■ **Required task**
Reading the listing below, count the lines that contain the word "page" and give that count alone.
--- START ---
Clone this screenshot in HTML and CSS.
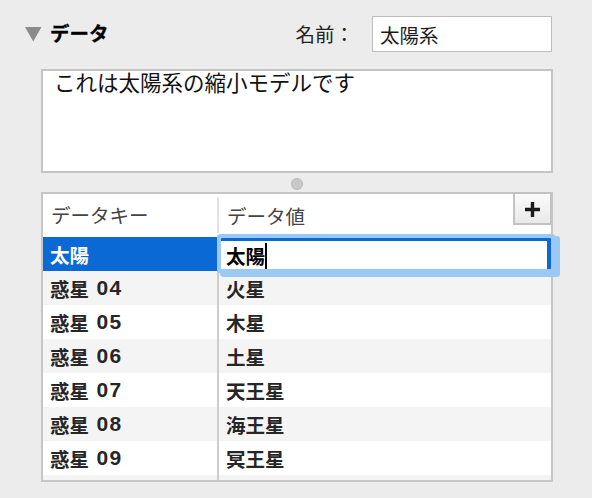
FILE: index.html
```html
<!DOCTYPE html>
<html lang="ja">
<head>
<meta charset="utf-8">
<title>データ</title>
<link rel="stylesheet" href="styles.css">
</head>
<body>
<div class="panel">
  <div class="toprow">
    <div class="disclosure">
      <svg class="tri" width="17" height="16" viewBox="0 0 17 16"><polygon points="0,1 16.5,1 8.25,15.5" fill="#8b8b8b"/></svg>
      <span class="title">データ</span>
    </div>
    <div class="namegroup">
      <span class="label">名前：</span>
      <div class="namefield">太陽系</div>
    </div>
  </div>
  <div class="notes">これは太陽系の縮小モデルです</div>
  <div class="splitter"><span class="dot"></span></div>
  <div class="table">
    <div class="thead">
      <div class="th">データキー</div>
      <div class="th val">データ値</div>
    </div>
    <button class="add" type="button" aria-label="追加">
      <svg width="17" height="17" viewBox="0 0 17 17"><path d="M8.5 1v15M1 8.5h15" stroke="#1a1a1a" stroke-width="3.4" fill="none"/></svg>
    </button>
    <div class="row selected">
      <div class="td">太陽</div>
      <div class="td val"><div class="edit">太陽<span class="caret"></span></div></div>
    </div>
    <div class="row alt"><div class="td">惑星 <span class="num">04</span></div><div class="td val">火星</div></div>
    <div class="row"><div class="td">惑星 <span class="num">05</span></div><div class="td val">木星</div></div>
    <div class="row alt"><div class="td">惑星 <span class="num">06</span></div><div class="td val">土星</div></div>
    <div class="row"><div class="td">惑星 <span class="num">07</span></div><div class="td val">天王星</div></div>
    <div class="row alt"><div class="td">惑星 <span class="num">08</span></div><div class="td val">海王星</div></div>
    <div class="row"><div class="td">惑星 <span class="num">09</span></div><div class="td val">冥王星</div></div>
    <div class="row alt filler"><div class="td"></div><div class="td val"></div></div>
  </div>
</div>
</body>
</html>
```
FILE: styles.css
```css
html, body {
  margin: 0;
  padding: 0;
  background: #ececec;
}
body {
  font-family: "Noto Sans CJK JP", "Noto Sans", sans-serif;
  color: #1f1f1f;
}
.panel {
  width: 512px;
  padding: 16px 0 0 41px;
}
.toprow {
  display: flex;
  align-items: center;
  justify-content: space-between;
  height: 36px;
  margin-left: -16px;
}
.disclosure {
  display: flex;
  align-items: center;
  gap: 8px;
  margin-top: -2px;
}
.tri {
  display: block;
  margin-top: 2px;
}
.title {
  font-size: 19.5px;
  font-weight: 700;
  color: #000;
  line-height: 1;
  -webkit-text-stroke: 0.3px #000;
}
.namegroup {
  display: flex;
  align-items: center;
  gap: 18px;
  margin-right: 1px;
}
.label {
  font-size: 19.5px;
  line-height: 1;
  color: #222;
}
.namefield {
  box-sizing: border-box;
  width: 180px;
  height: 36px;
  border: 1.5px solid #bdbdbd;
  background: #fff;
  font-size: 19.5px;
  line-height: 36px;
  padding-left: 7px;
  color: #1a1a1a;
}
.notes {
  box-sizing: border-box;
  margin-top: 17px;
  height: 104px;
  border: 2px solid #c4c4c4;
  background: #fff;
  font-size: 21.5px;
  line-height: 22px;
  padding: 0 0 0 11px;
  color: #111;
}
.splitter {
  box-sizing: border-box;
  height: 19px;
  padding-top: 5px;
  display: flex;
  justify-content: center;
}
.dot {
  box-sizing: border-box;
  width: 12px;
  height: 12px;
  border-radius: 50%;
  background: #c8c8c8;
  border: 1px solid #b8b8b8;
}
.table {
  position: relative;
  border: 2px solid #c6c6c6;
  background: #fff;
}
.thead {
  display: grid;
  grid-template-columns: 174px 1fr;
  height: 43px;
}
.th {
  display: flex;
  align-items: center;
  padding: 0 0 3px 8px;
  font-size: 19.5px;
  color: #444;
}
.th.val {
  margin: 3px 0 4px;
  border-left: 2px solid #e3e3e3;
  padding-bottom: 0;
}
.add {
  position: absolute;
  top: -2px;
  right: -1px;
  box-sizing: border-box;
  width: 39px;
  height: 33px;
  margin: 0;
  padding: 0;
  border: 2px solid #c2c2c2;
  background: linear-gradient(#fbfbfb, #e9e9e9);
  display: flex;
  align-items: center;
  justify-content: center;
}
.add svg {
  display: block;
  margin-top: 1px;
}
.row {
  display: grid;
  grid-template-columns: 174px 1fr;
  height: 34px;
}
.row.alt {
  background: #f4f4f4;
}
.row.filler {
  height: 5px;
}
.td {
  display: flex;
  align-items: center;
  padding-left: 7px;
  font-family: "Liberation Sans", "Noto Sans CJK JP", sans-serif;
  font-size: 19.5px;
  font-weight: 700;
  color: #262626;
  white-space: pre;
}
.num {
  font-size: 21px;
  letter-spacing: 1.5px;
  margin-left: 2px;
}
.td.val {
  border-left: 2px solid #cdcdcd;
}
.row.selected .td {
  background: #0b69d6;
  color: #fff;
}
.row.selected .td.val {
  background: #fff;
  padding-left: 0;
  align-items: flex-start;
  border-left-color: #0b69d6;
}
.edit {
  position: relative;
  z-index: 1;
  box-sizing: border-box;
  margin: 1px 0 0 2px;
  width: 330px;
  height: 31px;
  border-top: 3px solid #0b69d6;
  border-right: 4px solid #0b69d6;
  border-radius: 1px;
  background: #fff;
  box-shadow: 0 0 0 4px #9cc8f4, 4px 3px 0 5px #9cc8f4;
  color: #000;
  font-size: 19.5px;
  font-weight: 700;
  padding-left: 5px;
  display: flex;
  align-items: center;
}
.caret {
  display: block;
  width: 2px;
  height: 26px;
  background: #000;
  margin-top: 2px;
}
```
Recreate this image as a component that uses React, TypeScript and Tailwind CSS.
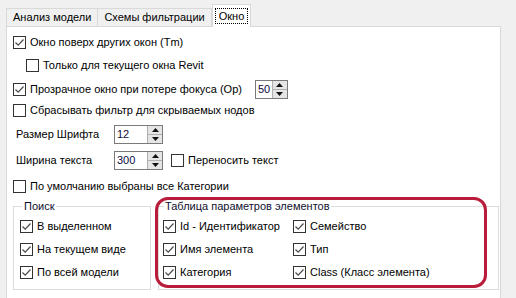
import React from 'react';

const font = { fontFamily: 'Tahoma, "Liberation Sans", "DejaVu Sans", sans-serif' };

function Box({ checked }: { checked?: boolean }) {
  return (
    <span className="inline-flex h-[13px] w-[13px] shrink-0 items-center justify-center border border-[#333333] bg-white">
      {checked && (
        <svg width="11" height="11" viewBox="0 0 11 11">
          <path d="M1.5 5.5 L4.2 8.2 L9.5 2.5" fill="none" stroke="#4a4a4a" strokeWidth="1.2" />
        </svg>
      )}
    </span>
  );
}

function Check({ label, checked, className = '' }: { label: string; checked?: boolean; className?: string }) {
  return (
    <div className={`flex items-center gap-[4px] ${className}`}>
      <Box checked={checked} />
      <span className="whitespace-nowrap">{label}</span>
    </div>
  );
}

function Spin({ value, w }: { value: string; w: string }) {
  return (
    <div className={`flex h-[19px] items-stretch border border-[#7a7a7a] bg-white ${w}`}>
      <div className="flex flex-1 items-center pl-[2px] text-[#0c0c40]">{value}</div>
      <div className="flex w-[15px] flex-col border-l border-[#b0b0b0]">
        <div className="flex flex-1 items-center justify-center bg-[#e5e5e5] border-b border-[#b0b0b0]">
          <svg width="7" height="4" viewBox="0 0 7 4"><path d="M0 4 L3.5 0 L7 4 Z" fill="#111" /></svg>
        </div>
        <div className="flex flex-1 items-center justify-center bg-[#e5e5e5]">
          <svg width="7" height="4" viewBox="0 0 7 4"><path d="M0 0 L3.5 4 L7 0 Z" fill="#111" /></svg>
        </div>
      </div>
    </div>
  );
}

export default function App() {
  return (
    <div className="relative h-[298px] w-[516px] overflow-hidden bg-[#f0f0f0] text-[11px] text-black" style={font}>
      {/* tabs */}
      <div className="flex h-[26px] items-end pl-[6px]">
        <div className="flex h-[18px] items-center border border-b-0 border-[#d9d9d9] px-[6px]">Анализ модели</div>
        <div className="flex h-[18px] items-center border border-b-0 border-l-0 border-[#d9d9d9] px-[6px]">Схемы фильтрации</div>
        <div className="relative z-10 -mb-px flex h-[23px] items-center border border-b-0 border-[#d9d9d9] bg-white px-[2px]">
          <span className="border border-dotted border-black px-[3px] leading-[14px]">Окно</span>
        </div>
      </div>

      {/* panel */}
      <div className="ml-[6px] h-[300px] w-[495px] border border-[#d9d9d9] bg-white pl-[6px] pt-[5px]">
        <div className="flex h-[20px] items-center">
          <Check checked label="Окно поверх других окон (Tm)" />
        </div>
        <div className="mt-[3px] flex h-[20px] items-center pl-[13px]">
          <Check label="Только для текущего окна Revit" />
        </div>
        <div className="mt-[4px] flex h-[20px] items-center">
          <Check checked label="Прозрачное окно при потере фокуса (Op)" />
          <div className="ml-[13px]">
            <Spin value="50" w="w-[33px]" />
          </div>
        </div>
        <div className="mt-[1px] flex h-[20px] items-center">
          <Check label="Сбрасывать фильтр для скрываемых нодов" />
        </div>
        <div className="mt-[4px] flex h-[20px] items-center">
          <span className="w-[101px] pl-[3px]">Размер Шрифта</span>
          <Spin value="12" w="w-[49px]" />
        </div>
        <div className="mt-[6px] flex h-[20px] items-center">
          <span className="w-[101px] pl-[3px]">Ширина текста</span>
          <Spin value="300" w="w-[49px]" />
          <Check label="Переносить текст" className="ml-[8px]" />
        </div>
        <div className="mt-[6px] flex h-[20px] items-center">
          <Check label="По умолчанию выбраны все Категории" />
        </div>

        <div className="mt-[2px] flex gap-[7px]">
          <fieldset className="h-[92px] w-[138px] border border-[#dcdcdc] px-[6px]">
            <legend className="ml-[2px] px-[2px] text-[#101030]">Поиск</legend>
            <div className="flex flex-col gap-[6px] pt-[3px]">
              <Check checked label="В выделенном" className="h-[17px]" />
              <Check checked label="На текущем виде" className="h-[17px]" />
              <Check checked label="По всей модели" className="h-[17px]" />
            </div>
          </fieldset>
          <fieldset className="h-[92px] w-[341px] border border-[#dcdcdc] px-[4px]">
            <legend className="ml-[1px] px-[1px] text-[#101030]">Таблица параметров элементов</legend>
            <div className="grid grid-cols-[130px_1fr] gap-y-[6px] pt-[3px]">
              <Check checked label="Id - Идентификатор" className="h-[17px]" />
              <Check checked label="Семейство" className="h-[17px]" />
              <Check checked label="Имя элемента" className="h-[17px]" />
              <Check checked label="Тип" className="h-[17px]" />
              <Check checked label="Категория" className="h-[17px]" />
              <Check checked label="Class (Класс элемента)" className="h-[17px]" />
            </div>
          </fieldset>
        </div>
      </div>

      {/* annotation */}
      <div className="pointer-events-none absolute left-[155px] top-[197px] h-[91px] w-[332px] rounded-[13px] border-[3px] border-[#b81c3a]" />
    </div>
  );
}
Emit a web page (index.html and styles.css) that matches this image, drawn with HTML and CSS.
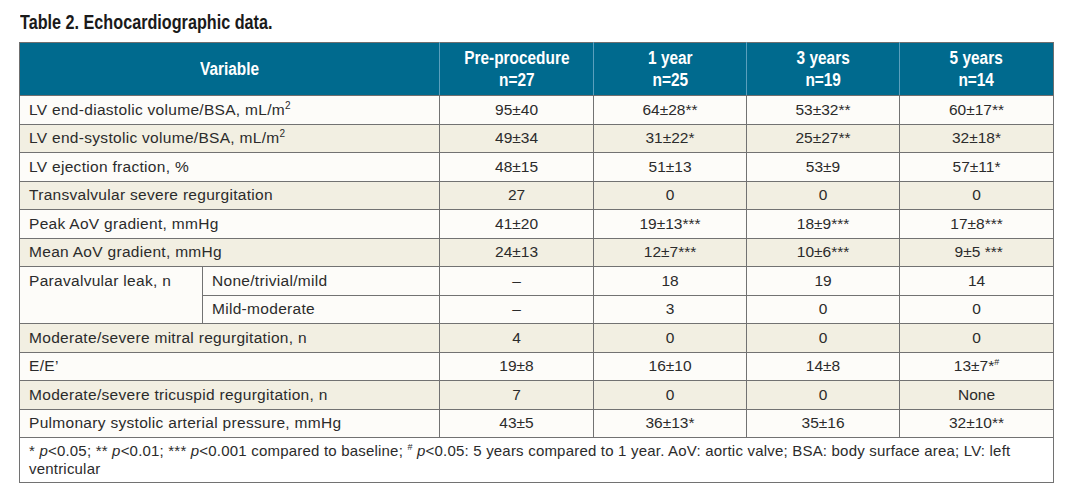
FILE: index.html
```html
<!DOCTYPE html>
<html>
<head>
<meta charset="utf-8">
<link rel="stylesheet" href="styles.css">
</head>
<body>
<div class="page">
  <h1 class="title"><span class="narrow-title">Table 2. Echocardiographic data.</span></h1>
  <table class="echo">
    <colgroup>
      <col class="c-var1"><col class="c-var2"><col class="c-d1"><col class="c-d2"><col class="c-d3"><col class="c-d4">
    </colgroup>
    <thead>
      <tr>
        <th colspan="2"><span class="narrow">Variable</span></th>
        <th><span class="narrow">Pre-procedure<br>n=27</span></th>
        <th><span class="narrow">1 year<br>n=25</span></th>
        <th><span class="narrow">3 years<br>n=19</span></th>
        <th><span class="narrow">5 years<br>n=14</span></th>
      </tr>
    </thead>
    <tbody>
      <tr class="w"><td colspan="2" class="lab">LV end-diastolic volume/BSA, mL/m<sup>2</sup></td><td>95±40</td><td>64±28**</td><td>53±32**</td><td>60±17**</td></tr>
      <tr class="b"><td colspan="2" class="lab">LV end-systolic volume/BSA, mL/m<sup>2</sup></td><td>49±34</td><td>31±22*</td><td>25±27**</td><td>32±18*</td></tr>
      <tr class="w"><td colspan="2" class="lab">LV ejection fraction, %</td><td>48±15</td><td>51±13</td><td>53±9</td><td>57±11*</td></tr>
      <tr class="b"><td colspan="2" class="lab">Transvalvular severe regurgitation</td><td>27</td><td>0</td><td>0</td><td>0</td></tr>
      <tr class="w"><td colspan="2" class="lab">Peak AoV gradient, mmHg</td><td>41±20</td><td>19±13***</td><td>18±9***</td><td>17±8***</td></tr>
      <tr class="b"><td colspan="2" class="lab">Mean AoV gradient, mmHg</td><td>24±13</td><td>12±7***</td><td>10±6***</td><td>&nbsp;9±5 ***</td></tr>
      <tr class="w"><td rowspan="2" class="lab top">Paravalvular leak, n</td><td class="lab">None/trivial/mild</td><td>–</td><td>18</td><td>19</td><td>14</td></tr>
      <tr class="w"><td class="lab">Mild-moderate</td><td>–</td><td>3</td><td>0</td><td>0</td></tr>
      <tr class="b"><td colspan="2" class="lab">Moderate/severe mitral regurgitation, n</td><td>4</td><td>0</td><td>0</td><td>0</td></tr>
      <tr class="w"><td colspan="2" class="lab">E/E’</td><td>19±8</td><td>16±10</td><td>14±8</td><td>13±7*<sup class="hash">#</sup></td></tr>
      <tr class="b"><td colspan="2" class="lab">Moderate/severe tricuspid regurgitation, n</td><td>7</td><td>0</td><td>0</td><td>None</td></tr>
      <tr class="w"><td colspan="2" class="lab">Pulmonary systolic arterial pressure, mmHg</td><td>43±5</td><td>36±13*</td><td>35±16</td><td>32±10**</td></tr>
    </tbody>
    <tfoot>
      <tr><td colspan="6" class="note">* <i>p</i>&lt;0.05; ** <i>p</i>&lt;0.01; *** <i>p</i>&lt;0.001 compared to baseline; <sup class="hash">#</sup>&nbsp;<i>p</i>&lt;0.05: 5 years compared to 1 year. AoV: aortic valve; BSA: body surface area; LV: left<br>ventricular</td></tr>
    </tfoot>
  </table>
</div>
</body>
</html>
```
FILE: styles.css
```css
html, body {
  margin: 0;
  padding: 0;
  background: #ffffff;
}

.page {
  padding: 11px 0 0 19px;
  width: 1034px;
}

.title {
  margin: 0 0 9px 1px;
  font-family: "Liberation Sans", Arial, sans-serif;
  font-weight: bold;
  font-size: 19.5px;
  line-height: 22px;
  color: #1a1a1a;
}

.narrow-title {
  display: inline-block;
  transform: scaleX(0.83);
  transform-origin: left center;
  white-space: nowrap;
}

.echo {
  width: 1034px;
  border-collapse: collapse;
  table-layout: fixed;
  font-family: "Liberation Sans", Arial, sans-serif;
  font-size: 15.5px;
  color: #2b2b2b;
}

.c-var1 { width: 183px; }
.c-var2 { width: 237px; }
.c-d1 { width: 154px; }
.c-d2 { width: 153px; }
.c-d3 { width: 153px; }
.c-d4 { width: 154px; }

.echo th {
  background: #006a8e;
  color: #ffffff;
  font-family: "Liberation Sans", Arial, sans-serif;
  font-weight: bold;
  font-size: 17.5px;
  line-height: 22px;
  height: 52px;
  padding: 0;
  text-align: center;
  vertical-align: middle;
  border: 1px solid #6f6f6f;
  border-left-color: #5b9fbd;
  border-right-color: #5b9fbd;
}

.echo thead th:first-child { border-left-color: #6f6f6f; }
.echo thead th:last-child { border-right-color: #6f6f6f; }

.narrow {
  display: inline-block;
  transform: scaleX(0.88);
  transform-origin: center center;
  white-space: nowrap;
}

.echo td {
  border: 1px solid #727272;
  height: 27.5px;
  padding: 0;
  text-align: center;
  vertical-align: middle;
  line-height: 18px;
  white-space: nowrap;
}

.echo td.lab {
  text-align: left;
  padding-left: 9px;
  letter-spacing: 0.3px;
}

.echo td.top {
  vertical-align: top;
  padding-top: 5px;
}

.echo tr.w td { background: #fdfcf9; }
.echo tr.b td { background: #f2efe2; }

.echo sup {
  font-size: 10px;
  line-height: 0;
  vertical-align: 6px;
}

.echo sup.hash {
  font-size: 9px;
}

.echo td.note {
  background: #ffffff;
  text-align: left;
  white-space: nowrap;
  font-size: 15px;
  letter-spacing: 0.2px;
  line-height: 18px;
  height: 36px;
  padding: 4px 14px 4px 9px;
  vertical-align: top;
}
```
--- END ---
■ **Exercise answer**
3